Le porno a les mêmes vertus qu’un miracle, affirme Henry Miller, qui se compare à Jésus-Christ dans un texte lumineux, profondément emprunt de spiritualité. Reste à savoir si le porno nous «libère» ou nous «délivre»… Ce n’est pas la même chose.
«Discuter la nature et le sens de l’obscénité est presque aussi difficile que parler de Dieu.» Lorsqu’en 1945, Henry Miller, auteur d’oeuvres pratiquement toutes interdites aux Etats-Unis, publie un pamphlet contre la censure, le texte –dès la première phrase– frappe. Le pamphlet s’intitule L’Obscénité et la loi de réflexion et commence par une question : un mot, un film, peuvent-ils être sales ? Miller emprunte sa réponse à Saint Paul : «Je sais et je suis convaincu par Notre-Seigneur Jésus qu’il n’y a rien de sale en soi, mais celui qui pense que quelque chose est sale, cette chose est sale pour lui.» (Epitre aux Romains XIV, 14). Autrement dit : la notion d’obscénité est trop subjective pour qu’il soit possible d’en donner une définition. L’obscénité en soi n’existe pas. Elle n’existe que pour ceux qui la voient. Poursuivant son analyse, Henry Miller fait de l’obscénité un révélateur : ceux qui la voient, ne font que projeter leurs troubles, leurs désirs empêchées, leurs envies frustrées… L’obscénité, dit Miller, «est ce qui vient à la surface d’étrange, d’excitant et de défendu, et qui par suite arrête et paralyse, quand sous les dehors de Narcisse, nous inclinons notre image sur le miroir de notre iniquité.»

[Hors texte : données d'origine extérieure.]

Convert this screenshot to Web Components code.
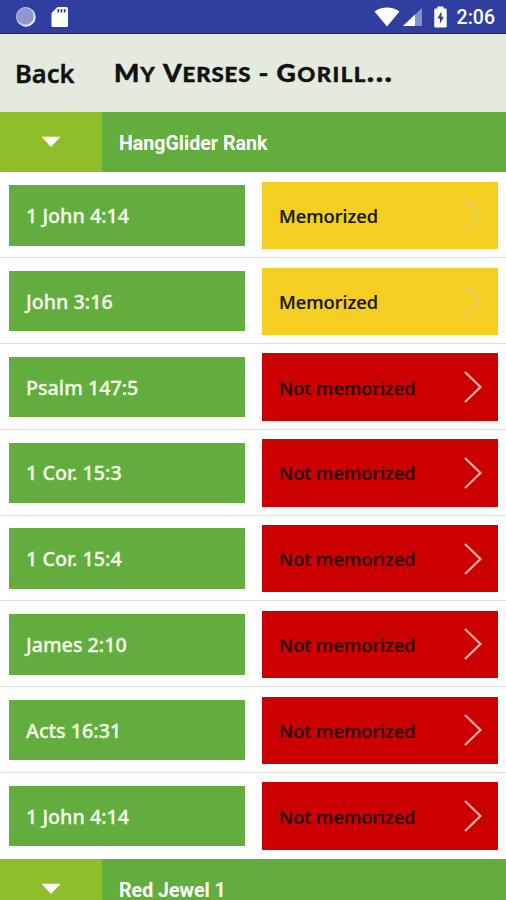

L’obscénité, comme le miracle, est une technique d’enseignement
L’obscénité est notre reflexion en miroir. Mieux, ajoute Miller : «Son dessein est d’éveiller.» Comparant l’artiste à Jésus, il pousse sa réflexion plus loin : Jésus a accompli des miracles afin d’éclairer les hommes. L’artiste fait des oeuvres obscènes afin, lui aussi, de réveiller les consciences. L’obscénité a la vertu d’un ébranlement salutaire. Elle secoue, elle choque, elle désigne les limites qu’un individu s’est fixé ou les zones d’ombre qu’il gardait dans les recoins obscurs de sa psyché. Pour Miller, ces limites sont des entraves inutiles, aussi inutiles finalement que notre perception du Moi. «Prenons un être comme le yogi», dit-il, s’il a atteint l’illumination, le yogi n’a plus de Moi, il n’a plus peur de la mort, il ne fait plus que nager dans «les vastes espaces libres de l’amour». La métaphore peut sembler naïve, mais Miller n’en a cure : continuant sa démonstration, il affirme que par opposition «l’homme ordinaire» est incapable d’atteindre cet état, parce qu’il tient trop à sa vie, à son Moi, à sa sécurité et à son confort.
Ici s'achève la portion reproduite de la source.